▶

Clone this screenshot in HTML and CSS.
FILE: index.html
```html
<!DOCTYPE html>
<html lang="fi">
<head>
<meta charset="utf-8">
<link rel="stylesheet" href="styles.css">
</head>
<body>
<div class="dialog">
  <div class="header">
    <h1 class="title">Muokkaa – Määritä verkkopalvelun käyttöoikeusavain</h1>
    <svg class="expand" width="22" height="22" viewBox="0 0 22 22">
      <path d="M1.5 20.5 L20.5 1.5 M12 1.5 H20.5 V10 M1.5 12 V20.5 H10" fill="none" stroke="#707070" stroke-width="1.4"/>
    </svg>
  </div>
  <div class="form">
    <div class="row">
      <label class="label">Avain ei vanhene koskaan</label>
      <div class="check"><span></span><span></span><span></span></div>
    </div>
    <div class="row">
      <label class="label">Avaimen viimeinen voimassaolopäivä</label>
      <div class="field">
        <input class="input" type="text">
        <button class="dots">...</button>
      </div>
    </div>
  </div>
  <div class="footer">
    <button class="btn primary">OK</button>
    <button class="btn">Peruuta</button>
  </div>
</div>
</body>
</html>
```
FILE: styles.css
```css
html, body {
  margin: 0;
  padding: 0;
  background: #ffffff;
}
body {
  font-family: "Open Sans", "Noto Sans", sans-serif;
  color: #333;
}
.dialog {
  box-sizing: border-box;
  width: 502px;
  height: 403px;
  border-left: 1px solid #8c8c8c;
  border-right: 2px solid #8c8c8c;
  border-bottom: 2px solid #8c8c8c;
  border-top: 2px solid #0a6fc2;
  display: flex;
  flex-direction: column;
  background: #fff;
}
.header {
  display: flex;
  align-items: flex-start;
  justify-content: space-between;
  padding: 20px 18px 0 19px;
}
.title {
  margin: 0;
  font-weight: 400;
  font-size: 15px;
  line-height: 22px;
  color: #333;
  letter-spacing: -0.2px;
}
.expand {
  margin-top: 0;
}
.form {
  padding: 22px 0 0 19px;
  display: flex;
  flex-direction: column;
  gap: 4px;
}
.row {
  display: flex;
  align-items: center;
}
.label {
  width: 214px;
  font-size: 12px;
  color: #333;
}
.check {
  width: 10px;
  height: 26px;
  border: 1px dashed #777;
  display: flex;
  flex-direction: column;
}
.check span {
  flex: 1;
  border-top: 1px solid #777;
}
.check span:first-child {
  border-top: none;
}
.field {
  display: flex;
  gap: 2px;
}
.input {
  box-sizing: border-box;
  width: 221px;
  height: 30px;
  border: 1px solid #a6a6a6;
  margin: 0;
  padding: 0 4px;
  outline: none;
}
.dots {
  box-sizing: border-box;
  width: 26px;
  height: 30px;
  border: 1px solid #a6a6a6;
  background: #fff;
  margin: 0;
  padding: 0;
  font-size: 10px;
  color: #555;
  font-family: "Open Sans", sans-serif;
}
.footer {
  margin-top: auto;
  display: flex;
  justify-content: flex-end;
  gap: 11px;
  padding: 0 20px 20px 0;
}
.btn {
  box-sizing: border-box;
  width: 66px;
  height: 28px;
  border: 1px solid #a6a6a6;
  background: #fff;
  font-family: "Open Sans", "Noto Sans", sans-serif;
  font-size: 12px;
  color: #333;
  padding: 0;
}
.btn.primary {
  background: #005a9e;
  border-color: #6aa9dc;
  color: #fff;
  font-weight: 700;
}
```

◀

▶ _Stated problem_
Restate the whole listing exactly, leaving out nothing.

▶ _Solution for this task_
Clone this screenshot in HTML and CSS.
FILE: index.html
```html
<!DOCTYPE html>
<html lang="fi">
<head>
<meta charset="utf-8">
<link rel="stylesheet" href="styles.css">
</head>
<body>
<div class="dialog">
  <div class="header">
    <h1 class="title">Muokkaa – Määritä verkkopalvelun käyttöoikeusavain</h1>
    <svg class="expand" width="22" height="22" viewBox="0 0 22 22">
      <path d="M1.5 20.5 L20.5 1.5 M12 1.5 H20.5 V10 M1.5 12 V20.5 H10" fill="none" stroke="#707070" stroke-width="1.4"/>
    </svg>
  </div>
  <div class="form">
    <div class="row">
      <label class="label">Avain ei vanhene koskaan</label>
      <div class="check"><span></span><span></span><span></span></div>
    </div>
    <div class="row">
      <label class="label">Avaimen viimeinen voimassaolopäivä</label>
      <div class="field">
        <input class="input" type="text">
        <button class="dots">...</button>
      </div>
    </div>
  </div>
  <div class="footer">
    <button class="btn primary">OK</button>
    <button class="btn">Peruuta</button>
  </div>
</div>
</body>
</html>
```
FILE: styles.css
```css
html, body {
  margin: 0;
  padding: 0;
  background: #ffffff;
}
body {
  font-family: "Open Sans", "Noto Sans", sans-serif;
  color: #333;
}
.dialog {
  box-sizing: border-box;
  width: 502px;
  height: 403px;
  border-left: 1px solid #8c8c8c;
  border-right: 2px solid #8c8c8c;
  border-bottom: 2px solid #8c8c8c;
  border-top: 2px solid #0a6fc2;
  display: flex;
  flex-direction: column;
  background: #fff;
}
.header {
  display: flex;
  align-items: flex-start;
  justify-content: space-between;
  padding: 20px 18px 0 19px;
}
.title {
  margin: 0;
  font-weight: 400;
  font-size: 15px;
  line-height: 22px;
  color: #333;
  letter-spacing: -0.2px;
}
.expand {
  margin-top: 0;
}
.form {
  padding: 22px 0 0 19px;
  display: flex;
  flex-direction: column;
  gap: 4px;
}
.row {
  display: flex;
  align-items: center;
}
.label {
  width: 214px;
  font-size: 12px;
  color: #333;
}
.check {
  width: 10px;
  height: 26px;
  border: 1px dashed #777;
  display: flex;
  flex-direction: column;
}
.check span {
  flex: 1;
  border-top: 1px solid #777;
}
.check span:first-child {
  border-top: none;
}
.field {
  display: flex;
  gap: 2px;
}
.input {
  box-sizing: border-box;
  width: 221px;
  height: 30px;
  border: 1px solid #a6a6a6;
  margin: 0;
  padding: 0 4px;
  outline: none;
}
.dots {
  box-sizing: border-box;
  width: 26px;
  height: 30px;
  border: 1px solid #a6a6a6;
  background: #fff;
  margin: 0;
  padding: 0;
  font-size: 10px;
  color: #555;
  font-family: "Open Sans", sans-serif;
}
.footer {
  margin-top: auto;
  display: flex;
  justify-content: flex-end;
  gap: 11px;
  padding: 0 20px 20px 0;
}
.btn {
  box-sizing: border-box;
  width: 66px;
  height: 28px;
  border: 1px solid #a6a6a6;
  background: #fff;
  font-family: "Open Sans", "Noto Sans", sans-serif;
  font-size: 12px;
  color: #333;
  padding: 0;
}
.btn.primary {
  background: #005a9e;
  border-color: #6aa9dc;
  color: #fff;
  font-weight: 700;
}
```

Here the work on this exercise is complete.